Emerging Systemic Risks and Regulatory Shortcomings
Despite these provisions, the Senate's current declaration in December 2025 that large fintech operators have become systemic risks capable of destabilizing the national economy indicates that the 2020 Act, even with its explicit fintech regulatory framework, licensing requirements, and expanded CBN oversight, fundamentally misjudged the trajectory and implications of technology-driven financial services. Senator Abiru highlighted that mobile money operators, digital lenders, switching and settlement companies, wallet providers, and payment service banks now serve millions of Nigerians, process substantial daily transaction volumes, and manage vast amounts of sensitive behavioral and financial data.

The senator's assertion that the laws governing these entities no longer reflect their influence signifies that BOFIA 2020 has become obsolete just five years after its enactment. This situation suggests that the 2020 framework was based on an underestimation of fintech's scale and systemic importance.
The Senator’s warning that some fintech entities now operate at scales rivalling mid-sized banks, with data holdings carrying national security implications, exposes a fundamental gap in BOFIA 2020.
While BOFIA 2020 mandated licensing and imposed supervisory requirements, it apparently lacked mechanisms to designate certain fintech operators as systemically important institutions requiring enhanced oversight. The proposed amendment aims to establish a statutory basis for such designation, including:
- •Establishing a national registry to ensure traceability and beneficial ownership disclosure.
- •Empowering the CBN with enhanced prudential tools specifically designed for digital institutions.
- •Strengthening data sovereignty protections and bolstering consumer protection frameworks.
These proposed measures represent significant regulatory infrastructure that, according to the Senate, should have been integral to BOFIA 2020 if the full scope of the fintech challenge had been understood at the time.
Past Incidents and Ongoing Concerns
The incident in April 2024, where the CBN temporarily halted customer onboarding for several fintech firms due to failures in Know Your Customer (KYC) compliance, anti-money laundering red flags, and suspicious transactions, further underscores the insufficiency of BOFIA 2020's regulatory tools. Senator Abiru characterized this event as evidence that the scale of these institutions has outgrown existing regulatory capabilities, noting that these tools were only four years old at the time. This suggests either a failure by the drafters of BOFIA 2020 to foresee the rapid growth of fintech or a deliberate choice to create a permissive framework that prioritized innovation over systemic stability.
Senator Abiru's concerns extend to foreign ownership structures, offshore data storage, and opaque beneficial ownership networks operating beyond regulatory scrutiny. He stated that Nigeria cannot definitively ascertain the location of all financial and behavioral data processed by certain institutions, who has access to it, or which foreign jurisdictions might claim it. This situation represents a real-time sovereignty crisis. While BOFIA 2020 empowered the CBN to regulate fintech companies, it apparently did not mandate data localization, transparency in beneficial ownership, or restrictions on foreign-controlled infrastructure, omissions that now pose national security risks, according to the Senate sponsor of the new amendment.

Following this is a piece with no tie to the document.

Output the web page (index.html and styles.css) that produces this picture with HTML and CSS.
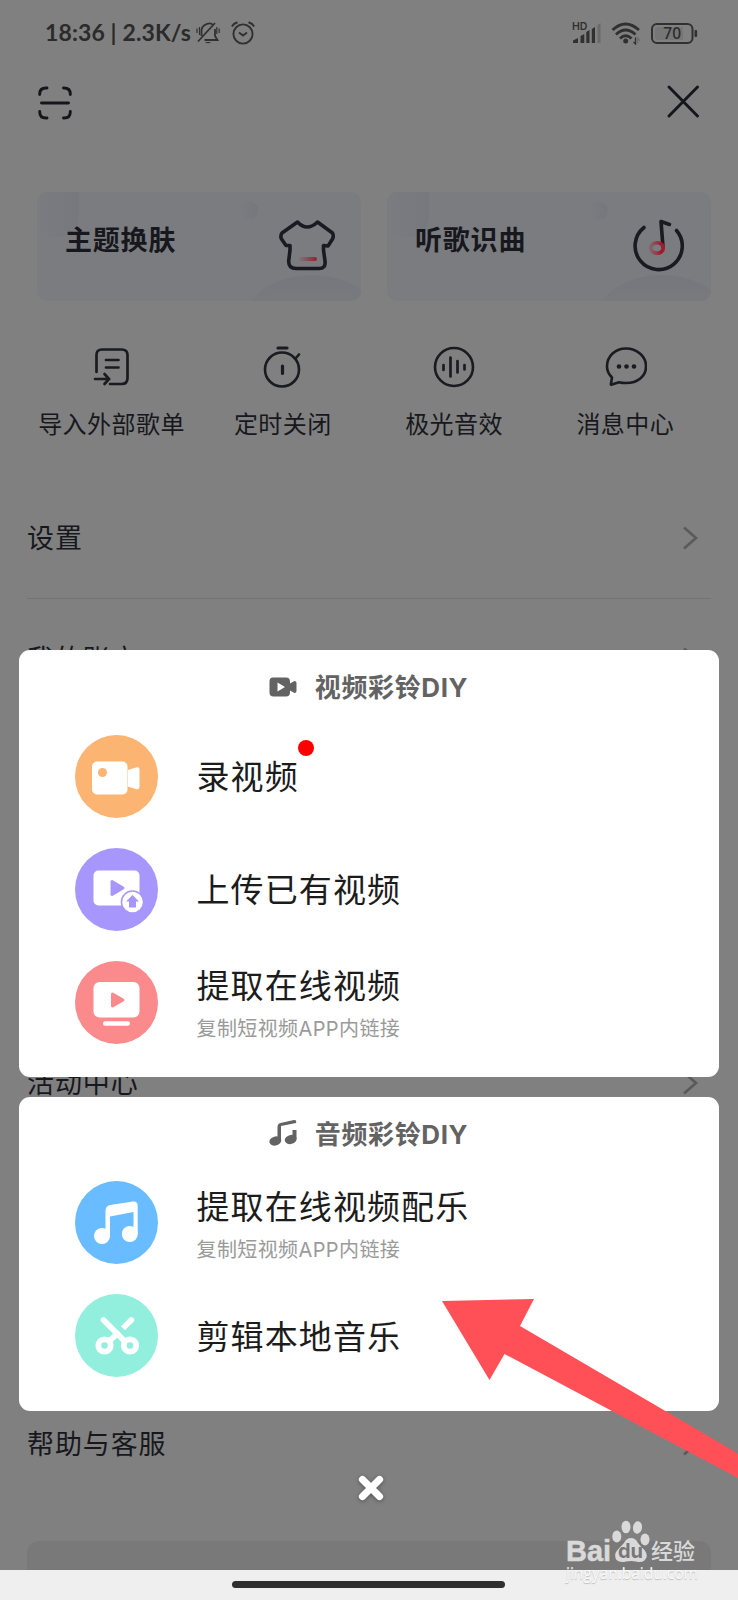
FILE: index.html
```html
<!DOCTYPE html>
<html lang="zh-CN">
<head>
<meta charset="utf-8">
<title>彩铃DIY</title>
<link rel="stylesheet" href="styles.css">
</head>
<body>
<div class="phone">
  <main class="page">
    <header class="status">
      <span class="status-text">18:36 | 2.3K/s</span>
      <svg class="bell" width="24" height="24" viewBox="0 0 24 24" fill="none" stroke="#303030" stroke-width="1.800">
        <path d="M2 20.500L19 2M8 4.500Q14 .5 17 4M5.500 15V9Q6 6 8 4.500M19 8V15L21.500 19H8.500"/>
        <path d="M1 7.500V12M3.500 6V14M20.800 6V13M23.200 7.500V12" stroke-width="1.200"/>
        <path d="M9 21H15Q12 23.600 9 21Z" fill="#303030" stroke="none"/>
      </svg>
      <svg class="alarm" width="24" height="24" viewBox="0 0 24 24" fill="none" stroke="#303030" stroke-width="1.900">
        <circle cx="12" cy="13" r="9.600"/><path d="M8 11.500L12 14.500L16 11.500"/><path d="M.8 5.500Q2.500 2.500 6.500 1.200M23.200 5.500Q21.500 2.500 17.500 1.200" stroke-width="2"/>
      </svg>
      <span class="spacer"></span>
      <svg class="signal" width="29" height="23" viewBox="0 0 29 23" fill="#303030">
        <text x="0" y="8.300" class="hd">HD</text>
        <path d="M1 21V18.500L6 16V21ZM8.500 21V14L12.300 12V21ZM14.300 21V10L17.500 8V21ZM19.800 21V7L23 5V21Z"/>
        <path d="M25.500 21V3L28.500 1V21Z" fill="#6a6a6a"/>
      </svg>
      <svg class="wifi" width="30" height="24" viewBox="0 0 30 24" fill="none" stroke="#303030" stroke-width="2.800">
        <path d="M1.500 9Q14.500-3 28 9M5 13.500Q14.500 4.500 24.500 13.500M9 17.500Q14.500 12 20.500 17.500"/>
        <circle cx="14.700" cy="20" r="2.500" fill="#303030" stroke="none"/>
        <path d="M24.500 16.500V23L22.500 21" stroke-width="1.300"/><path d="M26.500 22.500V17L29 20" stroke="#6c6c6c" stroke-width="1.300"/>
      </svg>
      <svg class="battery" width="47" height="21" viewBox="0 0 47 21">
        <rect x="1" y="1" width="40.500" height="19" rx="5" fill="none" stroke="#303030" stroke-width="2"/>
        <path d="M4 7Q4 4 7 4H32V17H7Q4 17 4 14Z" fill="#767676"/>
        <rect x="43.500" y="7" width="2.600" height="7" rx="1" fill="#303030"/>
        <text x="21.200" y="16" text-anchor="middle" class="pct">70</text>
      </svg>
    </header>

    <div class="topbar">
      <svg class="scan" width="34" height="34" viewBox="0 0 34 34" fill="none" stroke="#15161c" stroke-width="2.900" stroke-linecap="round">
        <path d="M1.700 8.500V8Q1.700 2 8 2H9M25.500 2H26Q32.300 2 32.300 8V8.500M1.700 25.500V26Q1.700 32 8 32H9M25.500 32H26Q32.300 32 32.300 26V25.500M3.500 17H30.500"/>
      </svg>
      <svg width="34" height="34" viewBox="0 0 34 34" fill="none" stroke="#15161c" stroke-width="2.900" stroke-linecap="round"><path d="M3 2L31.500 31M31.500 2L3 31"/></svg>
    </div>

    <section class="cards">
      <div class="card">
        <span class="blob corner"></span><span class="blob dot"></span><span class="blob hill"></span>
        <span class="card-title">主题换肤</span>
        <svg class="card-icon" width="56" height="54" viewBox="0 0 56 54" fill="none" stroke="#1a1b22" stroke-width="3.600" stroke-linejoin="round">
          <defs><linearGradient id="red" x1="0" x2="1"><stop offset="0" stop-color="#a01b2f" stop-opacity="0"/><stop offset="1" stop-color="#a01b2f"/></linearGradient></defs>
          <path d="M18.500 3Q28 13 38.500 3L53.500 14Q55 17 53.500 20L49 27L44.500 26.500V31L46 42Q47 49.500 40 49.500H17Q9.500 49.500 9.700 42L11 31V26.500L7 26.500L2.500 20Q1 17 3 14Z"/>
          <rect x="19" y="38" width="19" height="4" rx="2" fill="url(#red)" stroke="none"/>
        </svg>
      </div>
      <div class="card">
        <span class="blob corner"></span><span class="blob dot"></span><span class="blob hill"></span>
        <span class="card-title">听歌识曲</span>
        <svg class="card-icon note" width="52" height="54" viewBox="0 0 52 54" fill="none" stroke="#1a1b22" stroke-width="3.600" stroke-linecap="round" stroke-linejoin="round">
          <path d="M12 8.500A23.600 23.600 0 1 0 44.500 11.500"/>
          <path d="M37.500 5.500L29 2.500L31 28"/>
          <ellipse cx="25" cy="29" rx="6.300" ry="5.300" stroke="url(#red2)"/>
          <defs><linearGradient id="red2" x1="0" x2="1"><stop offset="0" stop-color="#a01b2f" stop-opacity=".25"/><stop offset=".8" stop-color="#a01b2f"/></linearGradient></defs>
        </svg>
      </div>
    </section>

    <nav class="tools">
      <div class="tool">
        <svg width="44" height="44" viewBox="0 0 44 44" fill="none" stroke="#1a1b20" stroke-width="2.700" stroke-linecap="round">
          <path d="M6.500 27V10Q6.500 4.500 12 4.500H31.500Q37.500 4.500 37.500 10V33Q37.500 39 31.500 39H20M16 15H28.500M16 22.500H28.500M5 34H18M14.500 29L19 34L14.500 39"/>
        </svg><span>导入外部歌单</span>
      </div>
      <div class="tool">
        <svg width="44" height="44" viewBox="0 0 44 44" fill="none" stroke="#1a1b20" stroke-width="2.600" stroke-linecap="round">
          <circle cx="21" cy="24.500" r="17"/><path d="M34.500 13.500L38 9.500"/><path d="M17 3H26M21.500 21V28.500" stroke-width="3.200"/>
        </svg><span>定时关闭</span>
      </div>
      <div class="tool">
        <svg width="44" height="44" viewBox="0 0 44 44" fill="none" stroke="#1a1b20" stroke-width="2.600" stroke-linecap="round">
          <circle cx="22" cy="22" r="19"/><path d="M11.500 20V25M18.500 12.500V31.500M25.500 16V27.500M32.500 20V24.500" stroke-width="2.700"/>
        </svg><span>极光音效</span>
      </div>
      <div class="tool">
        <svg width="44" height="44" viewBox="0 0 44 44" fill="none" stroke="#1a1b20" stroke-width="2.600" stroke-linejoin="round">
          <path d="M9 39.500Q7.500 40 8 38.500L9 32.500Q4 27.500 4 21.500C4 11 12.500 3.500 23 3.500S43 11 43 21.200S34.500 38 23 38Q19 38 16 37.200Z"/>
          <g fill="#1a1b20" stroke="none"><circle cx="16" cy="21.500" r="2.300"/><circle cx="23.500" cy="21.500" r="2.300"/><circle cx="31" cy="21.500" r="2.300"/></g>
        </svg><span>消息中心</span>
      </div>
    </nav>

    <section class="list">
      <div class="row line"><span>设置</span><svg class="chev" width="16" height="24" viewBox="0 0 16 24"><path d="M2 1.500L14 12L2 22.500"/></svg></div>
      <div class="row"><span>我的账户</span><svg class="chev" width="16" height="24" viewBox="0 0 16 24"><path d="M2 1.500L14 12L2 22.500"/></svg></div>
      <div class="row activity"><span>活动中心</span><svg class="chev" width="16" height="24" viewBox="0 0 16 24"><path d="M2 1.500L14 12L2 22.500"/></svg></div>
      <div class="row help"><span>帮助与客服</span><svg class="chev" width="16" height="24" viewBox="0 0 16 24"><path d="M2 1.500L14 12L2 22.500"/></svg></div>
    </section>
    <button class="logout">退出登录</button>
  </main>

  <div class="overlay">
    <section class="dialog">
      <h2 class="dialog-head">
        <svg width="28" height="28" viewBox="0 0 28 28" fill="#636363"><path fill-rule="evenodd" d="M4 4.500H17Q21 4.500 21 8.500V10.500L25.500 8Q27.500 8 27.500 10V18Q27.500 20 25.500 20L21 17.500V19.500Q21 23.500 17 23.500H4.500Q.5 23.500 .5 19.500V8.500Q.5 4.500 4 4.500ZM8.500 9.500V18.500L16 14Z"/></svg>
        <span>视频彩铃DIY</span>
      </h2>
      <div class="item">
        <svg class="disc" viewBox="0 0 83 83"><circle cx="41.500" cy="41.500" r="41.500" fill="#fbb471"/>
          <rect x="17" y="26.500" width="35.500" height="33" rx="5" fill="#fff"/><path d="M52.800 35L61 32.500Q64.500 31.500 64.500 34.500V51.500Q64.500 55 61 54L52.800 51.500Z" fill="#fff"/><circle cx="27.500" cy="37.500" r="4.500" fill="#fbb471"/></svg>
        <div class="copy"><span class="name">录视频<i class="badge"></i></span></div>
      </div>
      <div class="item">
        <svg class="disc" viewBox="0 0 83 83"><circle cx="41.500" cy="41.500" r="41.500" fill="#a797fc"/>
          <rect x="18.500" y="22.500" width="46" height="35" rx="5" fill="#fff"/><path d="M37 33.500L48 40L37 46.500Z" fill="#a797fc" stroke="#a797fc" stroke-width="3" stroke-linejoin="round"/>
          <circle cx="57.500" cy="54" r="11.800" fill="#a797fc"/><circle cx="57.500" cy="54" r="10.300" fill="#fff"/><path d="M57.500 47L64 53.500H61V59.500H54V53.500H51Z" fill="#a797fc"/></svg>
        <div class="copy"><span class="name">上传已有视频</span></div>
      </div>
      <div class="item">
        <svg class="disc" viewBox="0 0 83 83"><circle cx="41.500" cy="41.500" r="41.500" fill="#fa8a8b"/>
          <rect x="18.500" y="21" width="46" height="35.500" rx="6" fill="#fff"/><path d="M37.500 33L48 39L37.500 45Z" fill="#fa8a8b" stroke="#fa8a8b" stroke-width="3" stroke-linejoin="round"/><rect x="28" y="60.300" width="27" height="4.500" rx="2.200" fill="#fff"/></svg>
        <div class="copy sub"><span class="name">提取在线视频</span><span class="desc">复制短视频APP内链接</span></div>
      </div>
    </section>

    <section class="dialog">
      <h2 class="dialog-head">
        <svg width="28" height="28" viewBox="0 0 28 28" fill="#636363"><path d="M8.500 8Q8.500 4.500 11.500 4L25 1Q28 .8 27 4L12 7V21H8.500Z"/><path d="M23.500 11H27.500V20H23.500Z"/><ellipse cx="6.300" cy="22" rx="6" ry="4.500" transform="rotate(-15 6.300 22)"/><ellipse cx="21.700" cy="20.500" rx="6" ry="4.500" transform="rotate(-15 21.700 20.500)"/></svg>
        <span>音频彩铃DIY</span>
      </h2>
      <div class="item">
        <svg class="disc" viewBox="0 0 83 83"><circle cx="41.500" cy="41.500" r="41.500" fill="#69bcff"/>
          <g fill="#fff"><path d="M30.500 30Q30.500 25 35 24L58 20.500Q62.700 20 62.700 25V53H58.500V31L35 35.500V55H30.500Z"/><circle cx="27" cy="55" r="8"/><circle cx="54.800" cy="53" r="8"/></g></svg>
        <div class="copy sub"><span class="name">提取在线视频配乐</span><span class="desc">复制短视频APP内链接</span></div>
      </div>
      <div class="item">
        <svg class="disc" viewBox="0 0 83 83" fill="none" stroke="#fff"><circle cx="41.500" cy="41.500" r="41.500" fill="#92eedd" stroke="none"/>
          <path d="M28.500 26L49.500 47M34.500 47L42.500 39.500" stroke-width="5.700" stroke-linecap="round"/><path d="M56.300 26L56 26.300" stroke-width="5.700" stroke-linecap="round"/><path d="M56.500 25.800L48 34.300" stroke-width="5.700"/>
          <circle cx="29.500" cy="51.500" r="6.200" stroke-width="5.800"/><circle cx="55" cy="51.500" r="6.200" stroke-width="5.800"/></svg>
        <div class="copy low"><span class="name">剪辑本地音乐</span></div>
      </div>
    </section>
    <svg class="dismiss" width="26" height="26" viewBox="0 0 26 26"><path d="M4.500 4.500L21.500 21.500M21.500 4.500L4.500 21.500" stroke="#fff" stroke-width="7.200" stroke-linecap="round"/></svg>
  </div>

  <footer class="navbar"><span class="pill"></span></footer>

  <svg class="pointer" width="296" height="180" viewBox="0 0 296 180"><path d="M0 2L92 0L78 27L296 154.500V179L62.500 55L47.500 81Z" fill="#ff5058"/></svg>

  <div class="watermark">
    <div class="mark">
      <span class="bai">Bai</span>
      <svg width="38" height="43" viewBox="0 0 38 43" fill="#d9d9d9"><ellipse cx="4.800" cy="16.500" rx="4.500" ry="6"/><ellipse cx="14" cy="7" rx="4.500" ry="6.300"/><ellipse cx="25.500" cy="7.500" rx="4.500" ry="6.200" transform="rotate(8 25.500 7.500)"/><ellipse cx="33" cy="19.500" rx="4.500" ry="6"/><path d="M19 18Q23.500 18 26 23Q29 27 32.500 30Q37 36 32.500 40.500Q29 43 24 41.500Q19 40.500 14 41.500Q8 43 4.500 40Q1.500 35 5 30.500L12 23Q14.500 18 19 18Z"/><text x="18.500" y="37.800" text-anchor="middle" class="du">du</text></svg>
      <span class="exp">经验</span>
    </div>
    <span class="url">jingyan.baidu.com</span>
  </div>
</div>
</body>
</html>
```

FILE: styles.css
```css
* { box-sizing: border-box; }
body { margin: 0; }
.phone {
  position: relative;
  width: 738px;
  height: 1600px;
  overflow: hidden;
  background: #808080;
  color: #17181d;
  font-family: "Noto Sans CJK SC", sans-serif;
  display: flex;
  flex-direction: column;
}
svg { display: block; flex: none; }
.page { height: 1570px; overflow: hidden; display: flex; flex-direction: column; }

/* Status bar */
.status { height: 66px; flex: none; padding: 0 40px 0 45px; display: flex; align-items: center; }
.status-text { width: 146px; margin-top: -2px; font: 700 23px/30px Lato, sans-serif; letter-spacing: .12px; color: #2b2b2b; white-space: nowrap; }
.bell { margin-left: 5px; }
.alarm { margin-left: 11px; }
.spacer { flex: 1; }
.signal { overflow: visible; }
.hd { font: 600 10.500px Inter, sans-serif; }
.wifi { margin-left: 10px; }
.battery { margin-left: 10px; }
.pct { font: 500 15.500px "Noto Sans", sans-serif; fill: #2b2b2b; }

.topbar { height: 72px; flex: none; padding: 0 38px; display: flex; align-items: center; justify-content: space-between; }
.scan { margin-top: 2px; }

/* Feature cards */
.cards { flex: none; margin-top: 54px; padding: 0 27px 0 37px; display: grid; grid-template-columns: 1fr 1fr; gap: 26px; }
.card {
  position: relative;
  height: 109px;
  border-radius: 10px;
  overflow: hidden;
  background: #7b7c7f;
  padding: 27px 26px 0 28px;
  display: flex;
  justify-content: space-between;
}
.card-title { position: relative; font-size: 27px; line-height: 40px; font-weight: 700; letter-spacing: .8px; }
.card-icon { position: relative; }
.card-icon.note { margin-right: 1px; }
.blob { position: absolute; background: #76787e; }
.corner { left: 0; top: 0; width: 42px; height: 46px; border-radius: 0 0 22px 0; background: linear-gradient(90deg, #7b7c80, #76787d); }
.dot { left: 202px; top: 9px; width: 19px; height: 19px; border-radius: 50%; background: linear-gradient(90deg, #7b7c7f, #75777c); }
.hill { left: 206px; top: 83px; width: 138px; height: 100px; border-radius: 50%; background: linear-gradient(#75777c, #7b7c7f 45%); }

/* Tool shortcuts */
.tools { flex: none; margin-top: 44px; padding: 0 27px 0 26px; height: 97px; display: grid; grid-template-columns: repeat(4, 1fr); }
.tool { display: flex; flex-direction: column; align-items: center; gap: 19px; font-size: 24px; line-height: 30px; letter-spacing: .5px; white-space: nowrap; }

/* Settings list */
.list { flex: none; height: 1063px; padding: 0 27px; margin-top: 36px; }
.row { height: 120px; display: flex; align-items: center; justify-content: space-between; padding: 0 13px 0 0; font-size: 27px; letter-spacing: .9px; }
.row span { padding-bottom: 3px; }
.line { height: 121px; border-bottom: 1px solid #737373; }
.activity { margin-top: 304px; }
.help { margin-top: 241px; }
.chev path { fill: none; stroke: #5a5a5c; stroke-width: 2.700; }
.logout {
  flex: none;
  height: 87px;
  margin: 0 27px;
  padding: 0;
  border: 0;
  border-radius: 12px;
  background: #797979;
  color: #17181d;
  font: 500 27px/87px "Noto Sans CJK SC", sans-serif;
  letter-spacing: .9px;
}

/* Dialog layer */
.overlay { position: absolute; left: 19px; right: 19px; top: 650px; display: flex; flex-direction: column; }
.dialog { background: #fff; border-radius: 11px; padding-bottom: 18px; margin-bottom: 19.500px; }
.dialog-head {
  margin: 0;
  height: 70px;
  padding: 3px 1px 0 0;
  display: flex;
  align-items: center;
  justify-content: center;
  gap: 18px;
  font-family: Inter, "Noto Sans CJK SC", sans-serif;
  font-size: 26px;
  font-weight: 700;
  letter-spacing: .6px;
  line-height: 36px;
  color: #636363;
}
.dialog-head span { padding-top: 3px; }
.item { height: 113px; padding-left: 56px; display: flex; align-items: center; }
.disc { width: 83px; height: 83px; margin: 0 38.500px 1px 0; }
.copy { display: flex; flex-direction: column; align-items: flex-start; white-space: nowrap; padding-bottom: 4px; }
.copy.low { padding-bottom: 2px; }
.copy.sub { padding: 1px 0 0; }
.name { position: relative; font-size: 33px; line-height: 46px; letter-spacing: 1.100px; color: #1c1c1c; }
.sub .name { margin-bottom: 7px; margin-top: -1px; }
.desc { font-family: Inter, "Noto Sans CJK SC", sans-serif; font-size: 20px; line-height: 30px; letter-spacing: .4px; color: #9a9a9a; }
.badge { position: absolute; left: 101px; top: -12px; width: 16px; height: 16px; border-radius: 50%; background: #f00; }
.dismiss { align-self: center; margin: 45px 0 0 3px; filter: drop-shadow(0 1px 2px rgba(0, 0, 0, .35)); }

.navbar { height: 30px; background: #efefef; display: flex; justify-content: center; padding: 11px 1px 0 0; }
.pill { width: 273px; height: 7px; border-radius: 4px; background: #2f2f2f; }

.pointer { position: absolute; left: 442px; top: 1299px; }

.watermark { position: absolute; left: 566px; top: 1520px; color: #d9d9d9; }
.mark { display: flex; height: 43px; align-items: flex-end; }
.bai { font: 700 29px/32px "Liberation Sans", sans-serif; width: 46px; height: 32px; margin-bottom: -4px; -webkit-text-stroke: .5px #d9d9d9; }
.exp { font-size: 22px; font-weight: 500; line-height: 28px; margin-left: 1px; height: 28px; margin-bottom: 0; }
.du { font: 700 20px Inter, sans-serif; fill: #777; }
.url { display: block; font: 15.500px/20px "Open Sans", sans-serif; color: #fafafa; text-shadow: 0 1px 1px #bbb; white-space: nowrap; }
```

The Senator's preference for integrating fintech oversight within the Central Bank, rather than establishing a separate regulatory agency, aligns with the original philosophy of BOFIA 2020, which already placed fintech regulation under the CBN's purview. The critical difference now is the recognized need for the CBN to possess significantly more robust powers and tools than BOFIA 2020 provided. While Senator Abiru referenced international best practices favoring central bank integration for fintech oversight, the implication is that such international standards from 2020 should have informed BOFIA 2020 itself. Nigeria's current efforts to adapt suggest a past adoption of a less assertive regulatory model than what was required.